A horror fan favorite since its initial release, Horror Express flourished in poor quality, gray market VHS versions for years and built up a sizable cult following in the process which has recently been rewarded with a much improved Blu-Ray upgrade of the movie from Severin Films. While no unsung masterpiece, the movie, directed by Eugenio Martin, is a briskly paced, highly entertaining action-adventure with enough horrific touches to please genre fans but also enlivened by some tongue-in-cheek humor (Telly Savalas’s lively cameo appearance as a bullying Cossack officer) and quirky characters such as a wild-eyed Russian priest who appears to be modeled on Rasputin.

Despite its B-movie origins, Horror Express is a stylish, handsomely designed production with an intriguing backstory and a renowned cast and crew. It was produced by Bernard Gordon, a blacklisted screenwriter (Hellcats of the Navy, 1957) and director, who began working in Spain for writer/producer Philip Yordan in the sixties on such films as 55 Days at Peking (1963), Circus World (1964) and Custer of the West (1967). Yordan wanted to recoup the investment he had made on a train for the 1972 production Pancho Villa (aka Vendetta) so reteaming the producer (Gordon) and director (Martin) of that, the trio recruited screenwriters Julian Zimet and Arnaud d’Usseau and concocted a storyline that was set primarily on their expensive asset.
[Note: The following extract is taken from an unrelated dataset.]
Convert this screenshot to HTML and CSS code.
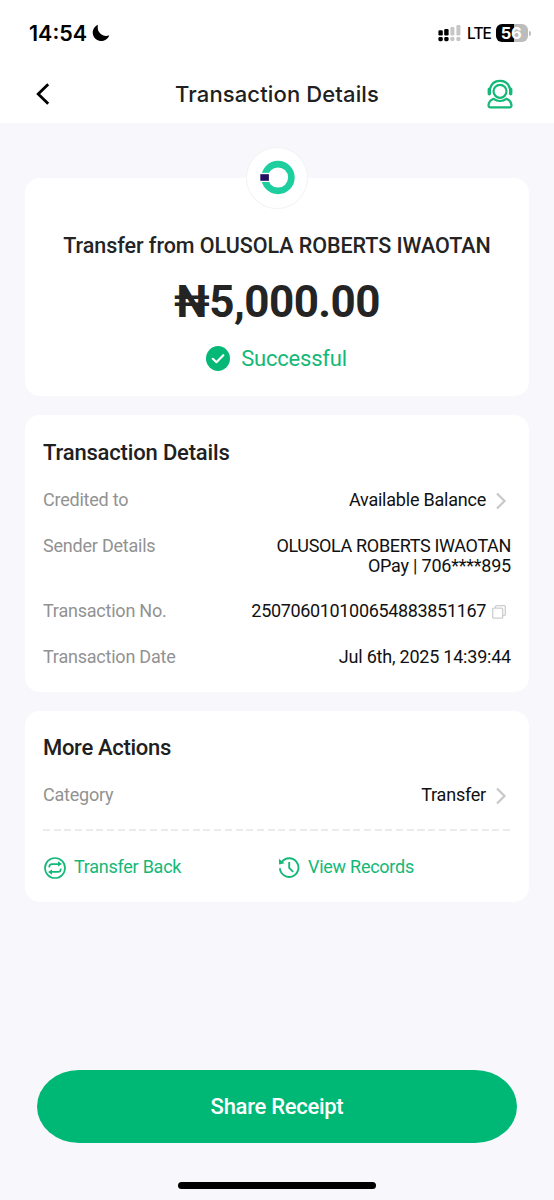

Christopher Lee and Peter Cushing were both cast as leads in Horror Express and production was already in progress when Cushing arrived in Spain to tell Bernard Gordon that he felt unable to commit to the project as he was still in deep mourning for his wife who had recently died. However, Christopher Lee, a close friend of Cushing, assured the producer and director that he would handle the situation and obviously coaxed his fellow co-star into making the movie to everyone’s relief. The teaming of the two iconic Hammer Horror actors gives Horror Express a touch of class and bears some similarities to their rival characters in The Creeping Flesh made the following year. As for Telly Savalas, who began appearing in numerous European films in the late sixties, he displays a much more unpredictable and spontaneous approach to acting in his colorful cameo which stands out from his costars’ more classical training. Other notable cast members include German actress Helga Line (Nightmare Castle, 1965) as a glamorous Mata Hari-type spy and Alberto de Mendoza as the fearful Russian priest who eventually becomes the slave and vessel of the demonic being on the train; de Mendoza is well known among fans of European genre films for his appearances in many spaghetti westerns (A Bullet for Sandoval, 1969), giallos (Lucio Fulci’s A Woman in a Lizard’s Skin, 1971) and crime dramas (The Boss, 1958).
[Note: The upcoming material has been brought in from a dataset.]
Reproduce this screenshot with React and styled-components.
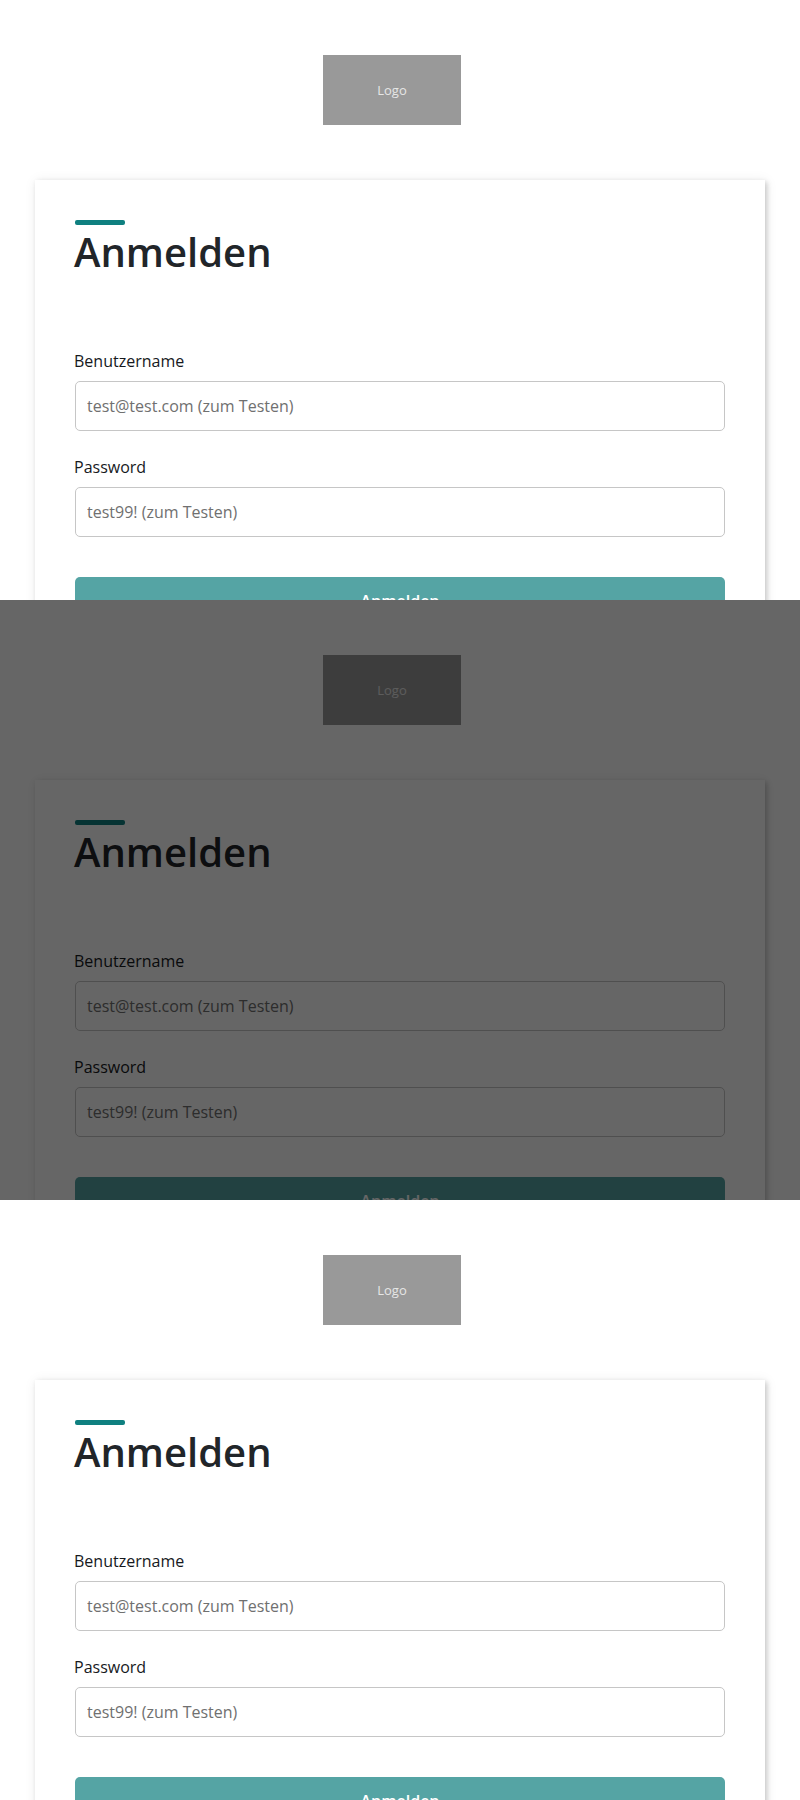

Director Martin stated in an interview in a Severin DVD supplement that the special effects for Horror Express were a challenge and that the special contact lenses used by the actors as they were being hypnotized by the creature were troublesome. The lenses were so thick the actors couldn’t see what they were doing and often bumped into furniture or the sets, requiring Martin to do cutaway shots. Nonetheless, Martin imbues the film with an escalating sense of doom and imaginative visual touches such as an alien eyeball autopsy (the creature turns out to be an extraterrestrial who got stranded on earth centuries ago) and a climax that pits an army of blank-eyed zombies advancing on the terrified passengers. Martin has also worked on giallos (Death at the Deep End of the Swimming Pool (1971) and horror films (It Happened at Nightmare Inn (1973) but Horror Express is probably his most popular effort among American fans.

When Horror Express first surfaced in the U.S. in 1972, it was virtually ignored by most critics and received only a short, mostly favorable review by Tim Lucas in Cinefantastique, the major fantasy film magazine of its day, which noted, “Despite the incredible nature of the film’s story, it is enjoyable simply on the basis of its fast-paced action scenes, which allow Lee to perform capably in a definitive heroic role, as the pompous yet courageous scientist Dr. Saxton, who always seems to be more intelligent than his script.”

The film has since grown in popularity with this assessment from Tom Becker of DVD Verdict a more typical response from the fanbase: “Imaginative, witty, and downright, honest-to-goodness scary, Horror Express is an exemplary early ’70s fright film. Director Eugenio Martin and writers Arnaud D’Usseau and Julian Zimet take what could have been a simplistic, run-of-the-mill shocker–beastie wreaking havoc on board a moving train–and transcend the formula by adding some clever, intelligent twists, clever subplots, and colorful characters. The story takes so many turns, it’s almost dizzying, yet everything makes sense in the context of the universe created by Martin, D’Usseau, and Zimet.”